§ **Task requirements**
Identify the lines in the data below that contain "this" and give only how many there are.

### Information shown

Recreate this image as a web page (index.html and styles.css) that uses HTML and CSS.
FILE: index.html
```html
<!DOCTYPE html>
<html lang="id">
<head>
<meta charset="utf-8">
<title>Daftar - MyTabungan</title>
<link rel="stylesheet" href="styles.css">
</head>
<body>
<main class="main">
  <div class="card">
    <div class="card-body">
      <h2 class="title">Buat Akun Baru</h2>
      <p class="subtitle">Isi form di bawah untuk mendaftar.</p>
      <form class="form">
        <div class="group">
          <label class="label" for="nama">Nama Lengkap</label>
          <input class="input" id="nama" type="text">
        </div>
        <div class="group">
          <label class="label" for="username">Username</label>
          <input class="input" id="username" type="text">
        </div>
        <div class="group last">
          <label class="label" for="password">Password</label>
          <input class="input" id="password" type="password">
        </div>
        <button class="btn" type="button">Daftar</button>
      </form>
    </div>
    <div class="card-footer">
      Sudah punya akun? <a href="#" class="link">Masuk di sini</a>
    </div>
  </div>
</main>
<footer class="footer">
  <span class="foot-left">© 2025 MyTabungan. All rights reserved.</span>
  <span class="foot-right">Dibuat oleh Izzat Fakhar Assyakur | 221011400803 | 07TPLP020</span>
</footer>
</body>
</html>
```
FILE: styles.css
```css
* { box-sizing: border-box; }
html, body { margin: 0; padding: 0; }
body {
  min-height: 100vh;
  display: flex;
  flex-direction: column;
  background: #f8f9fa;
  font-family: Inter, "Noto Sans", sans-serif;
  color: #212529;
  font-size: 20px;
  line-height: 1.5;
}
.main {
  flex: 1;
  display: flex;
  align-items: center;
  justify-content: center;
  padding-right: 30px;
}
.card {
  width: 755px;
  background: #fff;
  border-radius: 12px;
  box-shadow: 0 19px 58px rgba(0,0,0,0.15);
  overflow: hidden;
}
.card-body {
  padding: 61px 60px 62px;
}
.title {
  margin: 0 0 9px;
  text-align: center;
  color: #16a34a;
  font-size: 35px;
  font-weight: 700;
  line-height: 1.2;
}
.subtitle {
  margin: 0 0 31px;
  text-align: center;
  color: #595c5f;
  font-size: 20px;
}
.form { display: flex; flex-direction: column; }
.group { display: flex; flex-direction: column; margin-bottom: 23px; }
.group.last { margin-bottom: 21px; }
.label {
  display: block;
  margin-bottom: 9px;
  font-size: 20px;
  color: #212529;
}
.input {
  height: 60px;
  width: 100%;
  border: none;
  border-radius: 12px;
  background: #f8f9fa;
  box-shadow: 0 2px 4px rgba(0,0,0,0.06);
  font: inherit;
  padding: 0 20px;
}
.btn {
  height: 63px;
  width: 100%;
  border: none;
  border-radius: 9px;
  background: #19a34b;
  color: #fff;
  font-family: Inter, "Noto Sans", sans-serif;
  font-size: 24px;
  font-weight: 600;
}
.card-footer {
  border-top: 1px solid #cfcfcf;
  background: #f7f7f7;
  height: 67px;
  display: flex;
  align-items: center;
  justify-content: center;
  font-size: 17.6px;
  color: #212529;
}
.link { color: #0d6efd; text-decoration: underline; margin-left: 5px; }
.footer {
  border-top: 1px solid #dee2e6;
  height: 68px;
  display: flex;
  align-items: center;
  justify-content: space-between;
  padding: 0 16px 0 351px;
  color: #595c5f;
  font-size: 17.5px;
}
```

######
### Information shown

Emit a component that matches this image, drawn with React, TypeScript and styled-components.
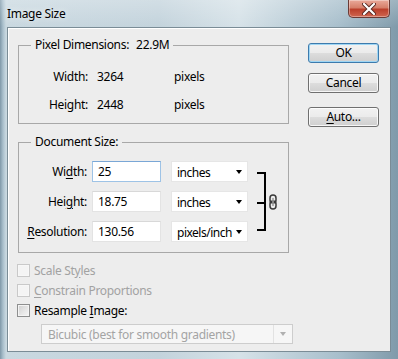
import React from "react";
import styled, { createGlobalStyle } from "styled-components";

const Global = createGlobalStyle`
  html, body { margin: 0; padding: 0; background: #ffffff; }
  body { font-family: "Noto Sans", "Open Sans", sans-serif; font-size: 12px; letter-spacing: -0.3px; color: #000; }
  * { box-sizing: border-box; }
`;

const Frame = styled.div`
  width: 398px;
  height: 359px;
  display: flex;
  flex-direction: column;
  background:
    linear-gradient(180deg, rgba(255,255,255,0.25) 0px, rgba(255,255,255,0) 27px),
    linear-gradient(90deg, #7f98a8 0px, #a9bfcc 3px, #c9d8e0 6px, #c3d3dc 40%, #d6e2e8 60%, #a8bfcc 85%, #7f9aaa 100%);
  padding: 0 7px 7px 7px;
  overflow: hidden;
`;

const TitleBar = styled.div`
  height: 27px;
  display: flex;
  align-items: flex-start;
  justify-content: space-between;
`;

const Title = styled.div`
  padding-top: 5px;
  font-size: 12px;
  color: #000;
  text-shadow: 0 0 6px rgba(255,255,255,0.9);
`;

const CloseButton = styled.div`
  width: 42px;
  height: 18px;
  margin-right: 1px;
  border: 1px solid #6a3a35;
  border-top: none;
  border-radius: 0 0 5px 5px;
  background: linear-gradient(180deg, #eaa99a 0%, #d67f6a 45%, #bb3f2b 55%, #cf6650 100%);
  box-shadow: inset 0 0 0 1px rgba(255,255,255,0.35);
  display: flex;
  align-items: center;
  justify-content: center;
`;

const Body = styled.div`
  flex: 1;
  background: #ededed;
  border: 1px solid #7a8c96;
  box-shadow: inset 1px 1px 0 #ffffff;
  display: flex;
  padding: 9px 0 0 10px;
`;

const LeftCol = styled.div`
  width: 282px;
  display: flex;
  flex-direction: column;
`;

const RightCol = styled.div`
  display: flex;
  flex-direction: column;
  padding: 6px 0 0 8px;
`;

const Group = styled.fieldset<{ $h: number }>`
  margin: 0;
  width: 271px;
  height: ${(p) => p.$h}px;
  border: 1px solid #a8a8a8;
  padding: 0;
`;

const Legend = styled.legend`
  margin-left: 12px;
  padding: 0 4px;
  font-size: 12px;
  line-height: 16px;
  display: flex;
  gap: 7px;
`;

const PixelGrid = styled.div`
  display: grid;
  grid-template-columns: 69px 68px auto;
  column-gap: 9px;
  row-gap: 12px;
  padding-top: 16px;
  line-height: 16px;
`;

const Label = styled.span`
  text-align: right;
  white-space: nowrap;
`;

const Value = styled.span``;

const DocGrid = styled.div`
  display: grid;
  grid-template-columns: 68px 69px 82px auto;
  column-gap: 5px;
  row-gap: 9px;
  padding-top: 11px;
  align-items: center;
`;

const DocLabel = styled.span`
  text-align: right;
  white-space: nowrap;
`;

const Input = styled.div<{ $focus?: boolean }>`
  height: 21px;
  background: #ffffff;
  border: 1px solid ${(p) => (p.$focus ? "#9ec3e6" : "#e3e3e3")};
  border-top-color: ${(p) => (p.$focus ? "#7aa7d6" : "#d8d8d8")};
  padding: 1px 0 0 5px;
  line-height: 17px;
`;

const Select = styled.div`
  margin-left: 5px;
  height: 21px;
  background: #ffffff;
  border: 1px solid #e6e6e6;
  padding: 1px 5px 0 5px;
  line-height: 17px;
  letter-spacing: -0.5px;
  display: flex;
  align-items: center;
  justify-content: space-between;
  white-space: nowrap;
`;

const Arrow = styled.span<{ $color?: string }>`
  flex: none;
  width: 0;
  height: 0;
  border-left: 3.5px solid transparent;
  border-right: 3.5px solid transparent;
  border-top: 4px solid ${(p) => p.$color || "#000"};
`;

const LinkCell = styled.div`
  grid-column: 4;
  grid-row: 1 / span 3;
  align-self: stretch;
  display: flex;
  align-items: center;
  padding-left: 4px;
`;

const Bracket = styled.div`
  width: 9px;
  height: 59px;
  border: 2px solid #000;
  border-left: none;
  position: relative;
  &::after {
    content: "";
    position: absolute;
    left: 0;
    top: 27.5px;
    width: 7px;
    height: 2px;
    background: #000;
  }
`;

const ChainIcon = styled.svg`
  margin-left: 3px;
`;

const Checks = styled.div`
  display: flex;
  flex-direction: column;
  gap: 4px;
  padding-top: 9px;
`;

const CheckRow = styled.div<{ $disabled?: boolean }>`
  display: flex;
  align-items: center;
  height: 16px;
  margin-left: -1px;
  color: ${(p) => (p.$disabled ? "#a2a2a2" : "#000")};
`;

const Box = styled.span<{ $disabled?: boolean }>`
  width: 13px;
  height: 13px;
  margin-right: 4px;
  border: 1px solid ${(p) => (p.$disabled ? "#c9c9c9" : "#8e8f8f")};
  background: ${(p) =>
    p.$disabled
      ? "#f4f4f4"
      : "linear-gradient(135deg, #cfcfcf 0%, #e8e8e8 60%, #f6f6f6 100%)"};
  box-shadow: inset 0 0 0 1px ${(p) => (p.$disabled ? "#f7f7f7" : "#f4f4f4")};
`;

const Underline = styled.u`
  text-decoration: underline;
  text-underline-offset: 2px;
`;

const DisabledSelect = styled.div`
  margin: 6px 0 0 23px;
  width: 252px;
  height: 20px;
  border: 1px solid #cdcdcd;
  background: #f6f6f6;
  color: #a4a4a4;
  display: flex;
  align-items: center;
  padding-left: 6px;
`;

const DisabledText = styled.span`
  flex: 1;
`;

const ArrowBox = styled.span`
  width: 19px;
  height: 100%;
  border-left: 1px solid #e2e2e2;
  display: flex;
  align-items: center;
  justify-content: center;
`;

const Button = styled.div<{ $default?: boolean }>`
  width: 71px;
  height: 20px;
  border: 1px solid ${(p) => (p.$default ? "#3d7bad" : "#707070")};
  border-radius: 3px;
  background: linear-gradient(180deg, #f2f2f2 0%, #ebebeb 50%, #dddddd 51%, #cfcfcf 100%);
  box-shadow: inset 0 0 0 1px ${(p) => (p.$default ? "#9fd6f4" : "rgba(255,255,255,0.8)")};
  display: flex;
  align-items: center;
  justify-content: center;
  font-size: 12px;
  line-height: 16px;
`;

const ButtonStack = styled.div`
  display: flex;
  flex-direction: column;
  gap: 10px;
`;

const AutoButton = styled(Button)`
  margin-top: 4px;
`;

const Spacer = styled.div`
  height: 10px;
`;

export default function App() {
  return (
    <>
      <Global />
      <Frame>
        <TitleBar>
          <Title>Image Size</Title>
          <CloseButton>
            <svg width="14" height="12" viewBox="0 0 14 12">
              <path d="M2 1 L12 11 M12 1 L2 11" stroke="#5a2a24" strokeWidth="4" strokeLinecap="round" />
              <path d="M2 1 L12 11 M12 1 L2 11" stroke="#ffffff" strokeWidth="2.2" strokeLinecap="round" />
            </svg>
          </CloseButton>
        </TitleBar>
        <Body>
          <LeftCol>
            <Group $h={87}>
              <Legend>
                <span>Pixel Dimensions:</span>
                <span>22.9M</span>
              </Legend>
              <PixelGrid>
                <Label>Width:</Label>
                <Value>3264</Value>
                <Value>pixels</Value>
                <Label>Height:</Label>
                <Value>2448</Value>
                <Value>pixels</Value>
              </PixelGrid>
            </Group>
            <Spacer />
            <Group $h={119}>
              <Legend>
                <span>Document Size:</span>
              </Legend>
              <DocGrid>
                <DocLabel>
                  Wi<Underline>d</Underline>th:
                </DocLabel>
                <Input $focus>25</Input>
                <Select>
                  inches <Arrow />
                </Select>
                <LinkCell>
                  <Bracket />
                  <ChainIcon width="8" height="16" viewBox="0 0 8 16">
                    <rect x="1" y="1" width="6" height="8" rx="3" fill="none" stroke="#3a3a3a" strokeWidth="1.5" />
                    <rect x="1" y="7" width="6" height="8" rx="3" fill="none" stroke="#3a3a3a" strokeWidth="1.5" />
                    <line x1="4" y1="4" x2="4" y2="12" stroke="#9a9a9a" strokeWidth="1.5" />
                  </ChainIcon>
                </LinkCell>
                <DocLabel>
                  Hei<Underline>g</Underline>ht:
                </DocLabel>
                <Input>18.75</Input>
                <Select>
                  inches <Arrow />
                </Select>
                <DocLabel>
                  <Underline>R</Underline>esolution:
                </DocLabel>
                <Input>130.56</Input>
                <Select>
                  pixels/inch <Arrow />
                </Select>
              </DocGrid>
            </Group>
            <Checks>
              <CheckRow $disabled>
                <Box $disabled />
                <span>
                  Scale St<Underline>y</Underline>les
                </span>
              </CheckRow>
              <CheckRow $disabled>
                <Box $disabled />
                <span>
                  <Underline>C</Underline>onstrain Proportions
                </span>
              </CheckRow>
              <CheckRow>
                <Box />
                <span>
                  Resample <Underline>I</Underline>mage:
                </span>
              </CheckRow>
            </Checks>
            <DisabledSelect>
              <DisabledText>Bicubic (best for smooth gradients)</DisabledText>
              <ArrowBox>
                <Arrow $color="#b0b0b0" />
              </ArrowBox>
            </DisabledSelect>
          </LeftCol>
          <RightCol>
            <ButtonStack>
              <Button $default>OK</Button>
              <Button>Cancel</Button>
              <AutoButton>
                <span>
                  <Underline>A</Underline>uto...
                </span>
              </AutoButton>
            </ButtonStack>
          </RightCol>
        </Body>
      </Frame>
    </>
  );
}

######
### Information shown

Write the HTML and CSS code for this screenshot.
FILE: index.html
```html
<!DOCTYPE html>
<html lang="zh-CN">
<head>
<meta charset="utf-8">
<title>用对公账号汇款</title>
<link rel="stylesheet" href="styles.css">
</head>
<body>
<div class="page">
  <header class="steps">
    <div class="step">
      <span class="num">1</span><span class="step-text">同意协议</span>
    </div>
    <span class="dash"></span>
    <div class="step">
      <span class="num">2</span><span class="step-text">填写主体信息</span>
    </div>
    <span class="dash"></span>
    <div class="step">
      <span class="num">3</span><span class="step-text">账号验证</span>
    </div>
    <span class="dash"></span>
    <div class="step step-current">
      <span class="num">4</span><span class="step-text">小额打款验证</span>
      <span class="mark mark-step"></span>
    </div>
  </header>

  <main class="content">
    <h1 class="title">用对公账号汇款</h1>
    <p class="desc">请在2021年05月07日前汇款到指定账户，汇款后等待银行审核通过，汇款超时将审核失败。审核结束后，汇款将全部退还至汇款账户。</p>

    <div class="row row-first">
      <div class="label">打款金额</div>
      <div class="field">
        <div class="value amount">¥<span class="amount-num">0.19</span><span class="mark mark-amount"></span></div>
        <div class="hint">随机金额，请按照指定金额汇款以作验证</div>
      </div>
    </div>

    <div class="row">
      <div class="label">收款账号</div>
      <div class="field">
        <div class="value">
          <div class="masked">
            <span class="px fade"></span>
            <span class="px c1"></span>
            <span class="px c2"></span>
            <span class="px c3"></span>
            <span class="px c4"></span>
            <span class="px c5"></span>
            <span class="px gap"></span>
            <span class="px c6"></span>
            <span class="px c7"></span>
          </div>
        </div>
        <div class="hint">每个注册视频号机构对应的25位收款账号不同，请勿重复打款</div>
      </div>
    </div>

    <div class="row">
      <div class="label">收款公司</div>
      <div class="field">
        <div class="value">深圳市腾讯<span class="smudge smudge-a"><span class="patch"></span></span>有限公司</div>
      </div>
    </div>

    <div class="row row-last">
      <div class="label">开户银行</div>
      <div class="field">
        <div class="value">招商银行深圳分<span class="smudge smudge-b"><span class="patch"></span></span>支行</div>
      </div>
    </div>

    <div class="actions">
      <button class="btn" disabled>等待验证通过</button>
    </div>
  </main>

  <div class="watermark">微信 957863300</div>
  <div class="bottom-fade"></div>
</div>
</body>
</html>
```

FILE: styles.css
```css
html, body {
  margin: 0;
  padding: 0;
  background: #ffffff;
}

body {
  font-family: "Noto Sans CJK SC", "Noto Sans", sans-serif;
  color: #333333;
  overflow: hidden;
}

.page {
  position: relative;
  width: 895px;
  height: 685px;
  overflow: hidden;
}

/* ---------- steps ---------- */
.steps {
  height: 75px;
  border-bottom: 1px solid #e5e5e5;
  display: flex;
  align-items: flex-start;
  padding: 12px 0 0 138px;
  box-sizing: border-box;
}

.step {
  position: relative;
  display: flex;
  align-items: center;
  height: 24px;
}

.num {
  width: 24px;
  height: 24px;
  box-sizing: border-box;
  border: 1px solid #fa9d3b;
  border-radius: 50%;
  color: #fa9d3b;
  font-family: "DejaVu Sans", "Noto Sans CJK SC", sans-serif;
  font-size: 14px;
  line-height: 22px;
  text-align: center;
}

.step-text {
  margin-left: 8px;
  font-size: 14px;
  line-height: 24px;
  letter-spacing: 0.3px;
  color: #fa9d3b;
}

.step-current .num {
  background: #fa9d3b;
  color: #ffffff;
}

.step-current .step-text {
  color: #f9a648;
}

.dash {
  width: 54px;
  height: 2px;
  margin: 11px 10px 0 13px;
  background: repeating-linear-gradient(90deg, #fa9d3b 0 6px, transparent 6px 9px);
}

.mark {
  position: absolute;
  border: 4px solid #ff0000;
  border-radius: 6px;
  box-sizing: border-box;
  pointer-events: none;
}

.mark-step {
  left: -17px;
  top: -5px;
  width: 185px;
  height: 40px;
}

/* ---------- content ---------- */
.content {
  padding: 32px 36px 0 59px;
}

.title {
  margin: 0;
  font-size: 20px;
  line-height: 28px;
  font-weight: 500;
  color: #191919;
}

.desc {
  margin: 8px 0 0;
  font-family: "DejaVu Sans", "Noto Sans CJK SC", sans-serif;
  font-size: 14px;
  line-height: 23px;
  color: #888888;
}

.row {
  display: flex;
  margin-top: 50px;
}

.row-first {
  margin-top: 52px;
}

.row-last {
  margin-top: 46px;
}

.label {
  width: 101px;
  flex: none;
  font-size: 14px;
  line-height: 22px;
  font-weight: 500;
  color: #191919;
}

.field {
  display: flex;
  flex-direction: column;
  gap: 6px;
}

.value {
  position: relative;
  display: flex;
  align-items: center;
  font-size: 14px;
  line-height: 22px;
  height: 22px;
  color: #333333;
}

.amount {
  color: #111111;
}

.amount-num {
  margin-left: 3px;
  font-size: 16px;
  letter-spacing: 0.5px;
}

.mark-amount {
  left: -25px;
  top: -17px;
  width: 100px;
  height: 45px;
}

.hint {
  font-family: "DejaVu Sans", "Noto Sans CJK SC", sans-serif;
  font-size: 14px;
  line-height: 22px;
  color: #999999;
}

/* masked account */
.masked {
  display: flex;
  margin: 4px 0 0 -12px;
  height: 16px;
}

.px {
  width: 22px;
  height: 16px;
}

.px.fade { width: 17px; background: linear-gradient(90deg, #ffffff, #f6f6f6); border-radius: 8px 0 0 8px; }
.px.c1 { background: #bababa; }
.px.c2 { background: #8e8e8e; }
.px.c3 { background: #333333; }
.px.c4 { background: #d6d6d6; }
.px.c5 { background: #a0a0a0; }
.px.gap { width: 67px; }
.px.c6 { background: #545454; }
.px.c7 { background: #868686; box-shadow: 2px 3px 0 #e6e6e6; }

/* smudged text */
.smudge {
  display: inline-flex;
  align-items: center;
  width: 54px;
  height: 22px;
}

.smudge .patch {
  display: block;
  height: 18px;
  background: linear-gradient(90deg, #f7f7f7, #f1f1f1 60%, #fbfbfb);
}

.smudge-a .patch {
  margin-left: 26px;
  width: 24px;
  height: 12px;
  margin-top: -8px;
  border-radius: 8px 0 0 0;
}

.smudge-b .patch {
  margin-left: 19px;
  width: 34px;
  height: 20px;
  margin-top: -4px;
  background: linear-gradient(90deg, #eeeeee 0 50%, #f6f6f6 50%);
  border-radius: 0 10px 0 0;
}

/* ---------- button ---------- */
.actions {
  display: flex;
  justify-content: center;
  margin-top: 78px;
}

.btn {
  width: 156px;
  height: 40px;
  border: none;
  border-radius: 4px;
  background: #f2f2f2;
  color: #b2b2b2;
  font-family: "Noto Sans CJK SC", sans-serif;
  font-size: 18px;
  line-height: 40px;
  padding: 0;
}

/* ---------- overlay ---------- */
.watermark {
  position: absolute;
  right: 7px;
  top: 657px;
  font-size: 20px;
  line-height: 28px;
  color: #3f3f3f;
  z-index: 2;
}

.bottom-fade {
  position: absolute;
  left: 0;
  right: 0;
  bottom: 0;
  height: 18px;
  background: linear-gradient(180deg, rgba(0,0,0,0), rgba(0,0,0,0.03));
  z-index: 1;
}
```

######

§ **Exercise output**
3